[SUPPLIED INFORMATION]:
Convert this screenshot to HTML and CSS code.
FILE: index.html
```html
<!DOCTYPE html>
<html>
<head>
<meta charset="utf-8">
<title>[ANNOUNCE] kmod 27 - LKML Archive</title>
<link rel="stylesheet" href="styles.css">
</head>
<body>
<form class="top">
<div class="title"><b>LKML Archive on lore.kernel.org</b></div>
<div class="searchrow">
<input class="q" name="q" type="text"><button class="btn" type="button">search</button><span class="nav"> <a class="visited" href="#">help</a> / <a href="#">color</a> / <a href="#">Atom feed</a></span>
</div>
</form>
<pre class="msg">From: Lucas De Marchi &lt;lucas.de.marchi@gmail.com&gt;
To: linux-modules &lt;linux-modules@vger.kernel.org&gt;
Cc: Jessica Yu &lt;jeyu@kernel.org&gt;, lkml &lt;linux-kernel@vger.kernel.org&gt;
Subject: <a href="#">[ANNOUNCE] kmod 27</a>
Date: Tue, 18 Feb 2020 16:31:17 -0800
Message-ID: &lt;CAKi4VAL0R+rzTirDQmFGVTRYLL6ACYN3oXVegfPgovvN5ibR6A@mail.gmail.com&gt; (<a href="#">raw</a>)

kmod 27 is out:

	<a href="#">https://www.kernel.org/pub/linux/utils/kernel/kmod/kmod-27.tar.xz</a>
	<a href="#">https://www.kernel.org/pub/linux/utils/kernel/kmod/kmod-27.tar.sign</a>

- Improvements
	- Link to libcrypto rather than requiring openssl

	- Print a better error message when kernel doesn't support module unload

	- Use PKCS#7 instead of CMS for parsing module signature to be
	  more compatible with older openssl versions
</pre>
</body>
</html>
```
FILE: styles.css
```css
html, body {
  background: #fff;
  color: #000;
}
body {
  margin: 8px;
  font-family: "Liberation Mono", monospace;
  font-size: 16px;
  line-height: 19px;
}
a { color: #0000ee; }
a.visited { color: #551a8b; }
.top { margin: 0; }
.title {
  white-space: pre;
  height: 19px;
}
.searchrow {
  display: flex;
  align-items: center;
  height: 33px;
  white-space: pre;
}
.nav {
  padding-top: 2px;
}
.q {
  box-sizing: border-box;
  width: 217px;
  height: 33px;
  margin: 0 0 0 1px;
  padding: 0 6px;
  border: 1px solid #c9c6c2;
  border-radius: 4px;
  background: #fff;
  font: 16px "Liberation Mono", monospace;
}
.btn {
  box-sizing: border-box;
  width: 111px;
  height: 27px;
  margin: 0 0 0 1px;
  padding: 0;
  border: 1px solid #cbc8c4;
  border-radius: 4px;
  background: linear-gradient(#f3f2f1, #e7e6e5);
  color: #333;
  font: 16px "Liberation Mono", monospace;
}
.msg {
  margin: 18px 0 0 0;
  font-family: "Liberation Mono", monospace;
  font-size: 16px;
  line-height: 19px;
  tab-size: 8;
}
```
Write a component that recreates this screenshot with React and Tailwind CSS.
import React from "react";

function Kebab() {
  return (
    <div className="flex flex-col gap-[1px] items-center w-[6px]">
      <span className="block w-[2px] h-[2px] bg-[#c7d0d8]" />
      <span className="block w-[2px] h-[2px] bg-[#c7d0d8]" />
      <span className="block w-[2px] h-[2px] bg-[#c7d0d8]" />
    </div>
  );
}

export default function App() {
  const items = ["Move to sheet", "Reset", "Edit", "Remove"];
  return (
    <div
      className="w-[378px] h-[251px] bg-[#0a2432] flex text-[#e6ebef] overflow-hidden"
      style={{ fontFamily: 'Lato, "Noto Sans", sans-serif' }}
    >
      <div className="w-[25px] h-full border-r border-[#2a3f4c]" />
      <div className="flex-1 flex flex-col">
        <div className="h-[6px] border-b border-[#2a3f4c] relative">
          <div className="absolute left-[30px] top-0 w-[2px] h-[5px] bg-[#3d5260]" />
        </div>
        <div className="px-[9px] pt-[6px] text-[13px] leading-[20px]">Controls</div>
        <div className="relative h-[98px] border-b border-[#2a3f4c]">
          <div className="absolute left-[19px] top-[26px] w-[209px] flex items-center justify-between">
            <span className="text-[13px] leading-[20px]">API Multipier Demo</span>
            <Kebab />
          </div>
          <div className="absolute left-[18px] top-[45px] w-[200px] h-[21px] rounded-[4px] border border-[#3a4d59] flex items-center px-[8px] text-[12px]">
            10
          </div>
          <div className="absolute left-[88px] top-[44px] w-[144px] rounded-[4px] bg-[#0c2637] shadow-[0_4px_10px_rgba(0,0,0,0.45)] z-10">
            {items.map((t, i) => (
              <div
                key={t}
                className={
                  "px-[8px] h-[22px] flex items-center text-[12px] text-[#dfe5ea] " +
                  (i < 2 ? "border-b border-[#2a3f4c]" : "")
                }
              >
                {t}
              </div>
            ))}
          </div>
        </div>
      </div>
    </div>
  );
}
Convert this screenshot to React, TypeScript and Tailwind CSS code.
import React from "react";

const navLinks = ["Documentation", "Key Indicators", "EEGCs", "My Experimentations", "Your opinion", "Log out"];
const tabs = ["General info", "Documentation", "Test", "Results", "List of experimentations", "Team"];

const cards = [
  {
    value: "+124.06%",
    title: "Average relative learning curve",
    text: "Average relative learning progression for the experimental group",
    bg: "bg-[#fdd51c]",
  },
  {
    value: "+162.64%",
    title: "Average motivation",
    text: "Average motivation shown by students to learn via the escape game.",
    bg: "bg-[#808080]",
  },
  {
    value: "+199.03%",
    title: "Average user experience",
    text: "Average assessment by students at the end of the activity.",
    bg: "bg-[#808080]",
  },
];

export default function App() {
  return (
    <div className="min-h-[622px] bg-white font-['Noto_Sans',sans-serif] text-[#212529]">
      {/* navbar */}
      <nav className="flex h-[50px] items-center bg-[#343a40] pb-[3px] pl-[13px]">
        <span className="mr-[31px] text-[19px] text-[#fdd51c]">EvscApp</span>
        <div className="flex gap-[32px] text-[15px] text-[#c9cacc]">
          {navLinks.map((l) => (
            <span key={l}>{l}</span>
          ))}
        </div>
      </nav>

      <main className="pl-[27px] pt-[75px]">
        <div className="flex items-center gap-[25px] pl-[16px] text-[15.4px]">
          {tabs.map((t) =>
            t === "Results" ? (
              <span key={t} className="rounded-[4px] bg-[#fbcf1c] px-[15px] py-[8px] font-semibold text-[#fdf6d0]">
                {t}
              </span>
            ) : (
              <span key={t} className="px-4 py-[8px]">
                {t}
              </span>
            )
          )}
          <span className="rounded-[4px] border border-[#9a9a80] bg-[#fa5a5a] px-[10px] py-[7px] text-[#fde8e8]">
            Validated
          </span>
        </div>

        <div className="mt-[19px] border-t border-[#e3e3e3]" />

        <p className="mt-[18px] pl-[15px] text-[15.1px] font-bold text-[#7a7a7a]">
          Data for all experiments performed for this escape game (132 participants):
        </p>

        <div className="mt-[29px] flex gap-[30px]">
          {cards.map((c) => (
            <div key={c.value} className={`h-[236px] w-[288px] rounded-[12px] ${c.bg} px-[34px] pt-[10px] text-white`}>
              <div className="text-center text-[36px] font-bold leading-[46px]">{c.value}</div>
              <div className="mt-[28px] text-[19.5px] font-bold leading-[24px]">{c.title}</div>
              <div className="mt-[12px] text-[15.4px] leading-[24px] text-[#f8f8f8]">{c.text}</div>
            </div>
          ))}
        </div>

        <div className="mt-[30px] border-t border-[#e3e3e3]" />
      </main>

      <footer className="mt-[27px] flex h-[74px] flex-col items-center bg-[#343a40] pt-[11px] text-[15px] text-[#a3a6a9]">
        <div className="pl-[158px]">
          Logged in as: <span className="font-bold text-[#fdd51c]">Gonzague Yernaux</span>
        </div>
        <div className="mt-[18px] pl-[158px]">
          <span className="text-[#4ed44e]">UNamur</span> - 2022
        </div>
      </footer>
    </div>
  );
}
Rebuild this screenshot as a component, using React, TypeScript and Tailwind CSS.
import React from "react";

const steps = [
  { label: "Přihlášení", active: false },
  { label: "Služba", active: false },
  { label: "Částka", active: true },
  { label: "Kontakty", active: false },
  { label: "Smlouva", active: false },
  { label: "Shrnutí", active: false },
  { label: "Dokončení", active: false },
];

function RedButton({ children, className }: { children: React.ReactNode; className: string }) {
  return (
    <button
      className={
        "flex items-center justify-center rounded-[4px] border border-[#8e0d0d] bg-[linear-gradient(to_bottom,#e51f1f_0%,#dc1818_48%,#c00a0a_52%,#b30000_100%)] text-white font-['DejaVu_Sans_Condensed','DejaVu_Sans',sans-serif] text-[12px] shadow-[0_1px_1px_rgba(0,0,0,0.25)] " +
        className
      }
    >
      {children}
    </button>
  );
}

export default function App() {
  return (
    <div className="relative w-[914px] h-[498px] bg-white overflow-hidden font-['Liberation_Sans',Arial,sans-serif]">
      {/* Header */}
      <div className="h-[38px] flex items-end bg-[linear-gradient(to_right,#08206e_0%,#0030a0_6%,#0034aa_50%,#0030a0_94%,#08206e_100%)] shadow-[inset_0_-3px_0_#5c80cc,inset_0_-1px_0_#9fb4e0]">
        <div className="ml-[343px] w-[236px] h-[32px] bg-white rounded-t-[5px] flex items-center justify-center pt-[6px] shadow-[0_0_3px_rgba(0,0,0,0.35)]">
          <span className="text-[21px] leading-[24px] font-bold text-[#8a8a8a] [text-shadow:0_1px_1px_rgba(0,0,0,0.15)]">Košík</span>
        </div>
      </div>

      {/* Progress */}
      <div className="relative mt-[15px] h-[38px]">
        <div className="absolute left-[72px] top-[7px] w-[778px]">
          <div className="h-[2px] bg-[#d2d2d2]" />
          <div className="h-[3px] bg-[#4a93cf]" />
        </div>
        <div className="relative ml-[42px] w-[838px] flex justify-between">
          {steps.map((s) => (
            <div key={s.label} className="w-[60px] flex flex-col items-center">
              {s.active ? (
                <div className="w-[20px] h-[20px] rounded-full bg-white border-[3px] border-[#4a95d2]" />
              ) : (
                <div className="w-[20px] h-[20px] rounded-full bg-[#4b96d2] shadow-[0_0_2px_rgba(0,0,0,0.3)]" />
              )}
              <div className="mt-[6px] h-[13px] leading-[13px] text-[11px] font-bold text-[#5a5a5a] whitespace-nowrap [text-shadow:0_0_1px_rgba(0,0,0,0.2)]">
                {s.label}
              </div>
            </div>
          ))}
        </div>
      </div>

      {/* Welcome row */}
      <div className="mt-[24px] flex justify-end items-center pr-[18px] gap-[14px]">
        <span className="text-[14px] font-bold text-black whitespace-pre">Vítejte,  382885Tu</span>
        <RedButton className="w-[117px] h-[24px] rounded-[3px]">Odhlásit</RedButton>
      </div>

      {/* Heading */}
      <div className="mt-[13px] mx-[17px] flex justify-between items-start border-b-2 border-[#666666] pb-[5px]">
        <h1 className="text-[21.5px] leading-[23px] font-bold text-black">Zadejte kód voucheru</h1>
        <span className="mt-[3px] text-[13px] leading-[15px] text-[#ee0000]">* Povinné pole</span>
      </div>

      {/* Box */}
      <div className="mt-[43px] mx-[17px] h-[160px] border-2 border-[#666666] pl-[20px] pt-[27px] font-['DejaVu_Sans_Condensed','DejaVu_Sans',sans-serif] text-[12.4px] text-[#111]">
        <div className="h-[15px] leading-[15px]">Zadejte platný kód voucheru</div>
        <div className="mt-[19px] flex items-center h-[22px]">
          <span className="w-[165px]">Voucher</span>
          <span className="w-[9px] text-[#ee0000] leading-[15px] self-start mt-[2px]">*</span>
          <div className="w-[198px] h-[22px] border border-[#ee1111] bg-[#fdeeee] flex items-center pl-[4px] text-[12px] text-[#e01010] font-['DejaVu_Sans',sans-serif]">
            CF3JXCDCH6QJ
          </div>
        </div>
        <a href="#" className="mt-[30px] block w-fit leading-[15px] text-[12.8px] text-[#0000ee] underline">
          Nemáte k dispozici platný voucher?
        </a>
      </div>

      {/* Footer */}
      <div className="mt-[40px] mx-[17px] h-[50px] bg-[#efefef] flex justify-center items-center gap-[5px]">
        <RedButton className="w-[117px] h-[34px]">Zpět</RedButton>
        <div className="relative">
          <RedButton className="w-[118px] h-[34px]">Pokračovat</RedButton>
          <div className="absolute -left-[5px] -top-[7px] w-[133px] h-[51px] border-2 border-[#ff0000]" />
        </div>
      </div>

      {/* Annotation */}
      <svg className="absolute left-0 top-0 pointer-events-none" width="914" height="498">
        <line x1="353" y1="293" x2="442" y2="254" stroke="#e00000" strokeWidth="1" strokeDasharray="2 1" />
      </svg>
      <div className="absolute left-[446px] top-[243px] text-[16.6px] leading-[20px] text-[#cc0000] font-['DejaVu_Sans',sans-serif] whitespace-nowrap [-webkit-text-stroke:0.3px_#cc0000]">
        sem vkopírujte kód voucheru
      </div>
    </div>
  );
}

[EXERCISE GOAL]: State how many lines hold the word "Convert". The number is the whole answer.

[TASK RESPONSE]: 2